== JOB ==
Pick out each line containing the string "Output" and copy it.
### SUPPLIED DATA ###
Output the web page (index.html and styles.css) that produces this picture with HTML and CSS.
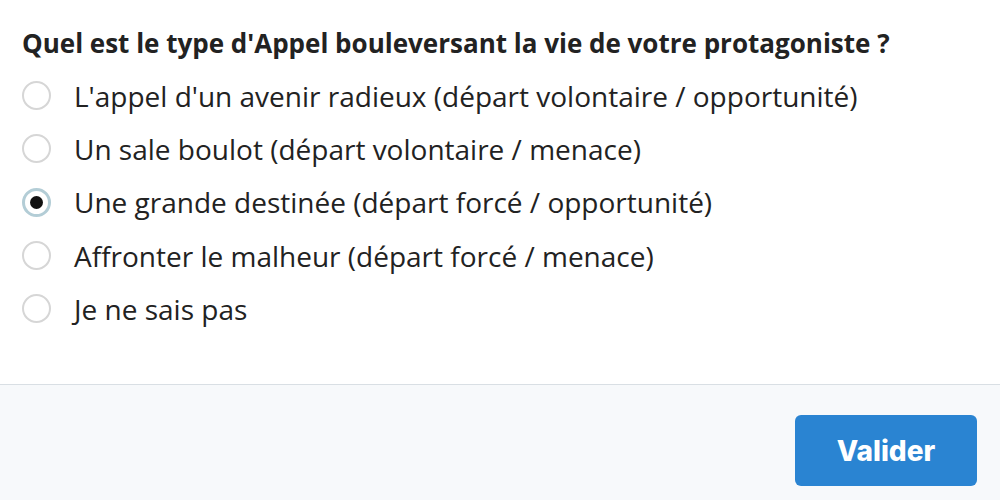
###
### SUPPLIED DATA ###
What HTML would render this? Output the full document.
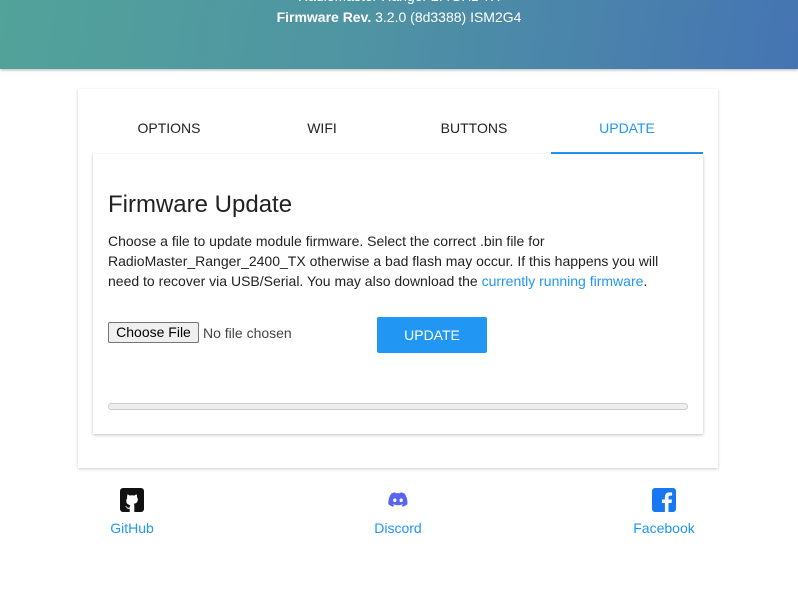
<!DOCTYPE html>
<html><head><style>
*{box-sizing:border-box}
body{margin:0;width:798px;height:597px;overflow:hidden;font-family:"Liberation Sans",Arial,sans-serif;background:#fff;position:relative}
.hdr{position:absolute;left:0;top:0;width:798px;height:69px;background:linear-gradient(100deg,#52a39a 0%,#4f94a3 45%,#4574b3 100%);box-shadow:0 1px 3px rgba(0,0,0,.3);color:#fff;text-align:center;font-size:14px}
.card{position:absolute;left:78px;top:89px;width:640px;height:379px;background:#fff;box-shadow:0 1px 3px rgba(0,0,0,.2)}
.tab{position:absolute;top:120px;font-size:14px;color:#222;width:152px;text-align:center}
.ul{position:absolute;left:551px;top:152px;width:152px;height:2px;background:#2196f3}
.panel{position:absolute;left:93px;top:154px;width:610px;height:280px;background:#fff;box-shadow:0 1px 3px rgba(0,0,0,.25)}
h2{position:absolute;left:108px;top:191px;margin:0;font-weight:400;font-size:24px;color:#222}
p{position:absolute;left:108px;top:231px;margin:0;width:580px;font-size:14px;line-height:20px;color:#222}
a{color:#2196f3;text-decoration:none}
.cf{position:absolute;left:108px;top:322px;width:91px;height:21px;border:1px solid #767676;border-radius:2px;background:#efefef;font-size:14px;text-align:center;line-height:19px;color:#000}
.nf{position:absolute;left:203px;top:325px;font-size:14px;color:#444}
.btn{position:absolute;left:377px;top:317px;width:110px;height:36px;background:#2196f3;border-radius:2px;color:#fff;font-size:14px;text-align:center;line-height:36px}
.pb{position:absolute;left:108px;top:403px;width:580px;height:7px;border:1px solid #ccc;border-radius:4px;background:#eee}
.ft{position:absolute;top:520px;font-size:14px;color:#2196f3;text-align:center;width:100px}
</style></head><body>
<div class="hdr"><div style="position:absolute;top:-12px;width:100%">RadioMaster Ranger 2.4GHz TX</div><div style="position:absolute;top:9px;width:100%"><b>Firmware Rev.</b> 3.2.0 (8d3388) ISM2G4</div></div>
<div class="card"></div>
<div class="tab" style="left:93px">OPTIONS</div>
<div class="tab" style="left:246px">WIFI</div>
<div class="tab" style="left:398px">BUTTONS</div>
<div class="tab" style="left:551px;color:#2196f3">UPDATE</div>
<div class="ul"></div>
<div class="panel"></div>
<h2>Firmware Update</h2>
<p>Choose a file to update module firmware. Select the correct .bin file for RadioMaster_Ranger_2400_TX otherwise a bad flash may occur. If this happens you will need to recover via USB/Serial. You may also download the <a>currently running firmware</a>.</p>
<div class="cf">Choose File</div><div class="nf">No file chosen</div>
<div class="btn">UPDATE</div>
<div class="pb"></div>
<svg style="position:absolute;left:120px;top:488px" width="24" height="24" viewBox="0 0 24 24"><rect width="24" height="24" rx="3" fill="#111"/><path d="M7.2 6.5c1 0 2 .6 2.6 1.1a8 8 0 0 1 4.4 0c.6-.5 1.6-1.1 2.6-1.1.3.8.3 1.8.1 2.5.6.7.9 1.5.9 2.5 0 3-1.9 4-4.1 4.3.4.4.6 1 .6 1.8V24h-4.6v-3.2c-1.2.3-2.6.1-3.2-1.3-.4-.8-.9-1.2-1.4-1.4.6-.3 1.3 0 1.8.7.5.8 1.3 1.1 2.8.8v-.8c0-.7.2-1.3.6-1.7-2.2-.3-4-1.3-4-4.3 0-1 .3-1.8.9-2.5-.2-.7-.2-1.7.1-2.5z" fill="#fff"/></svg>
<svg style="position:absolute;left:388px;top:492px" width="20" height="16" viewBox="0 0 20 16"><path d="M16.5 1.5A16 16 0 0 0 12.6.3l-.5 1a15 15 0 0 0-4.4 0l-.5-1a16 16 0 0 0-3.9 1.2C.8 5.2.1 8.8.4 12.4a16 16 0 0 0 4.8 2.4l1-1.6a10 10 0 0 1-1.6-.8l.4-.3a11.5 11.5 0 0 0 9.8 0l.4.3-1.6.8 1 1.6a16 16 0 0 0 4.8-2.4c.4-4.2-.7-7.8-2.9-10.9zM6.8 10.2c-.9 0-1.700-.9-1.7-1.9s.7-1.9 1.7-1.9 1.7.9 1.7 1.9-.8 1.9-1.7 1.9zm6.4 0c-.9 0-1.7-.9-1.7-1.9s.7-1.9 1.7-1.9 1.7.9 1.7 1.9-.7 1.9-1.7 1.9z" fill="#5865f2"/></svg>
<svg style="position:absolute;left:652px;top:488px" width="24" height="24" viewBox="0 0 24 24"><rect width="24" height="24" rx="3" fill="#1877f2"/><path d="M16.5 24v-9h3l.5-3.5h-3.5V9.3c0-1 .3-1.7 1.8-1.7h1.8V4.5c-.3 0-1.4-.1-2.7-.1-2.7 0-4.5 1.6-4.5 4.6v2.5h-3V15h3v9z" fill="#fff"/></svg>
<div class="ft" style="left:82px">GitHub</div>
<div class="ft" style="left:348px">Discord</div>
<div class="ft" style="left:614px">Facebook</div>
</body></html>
###
== THE REPLY ==
Output the web page (index.html and styles.css) that produces this picture with HTML and CSS.
What HTML would render this? Output the full document.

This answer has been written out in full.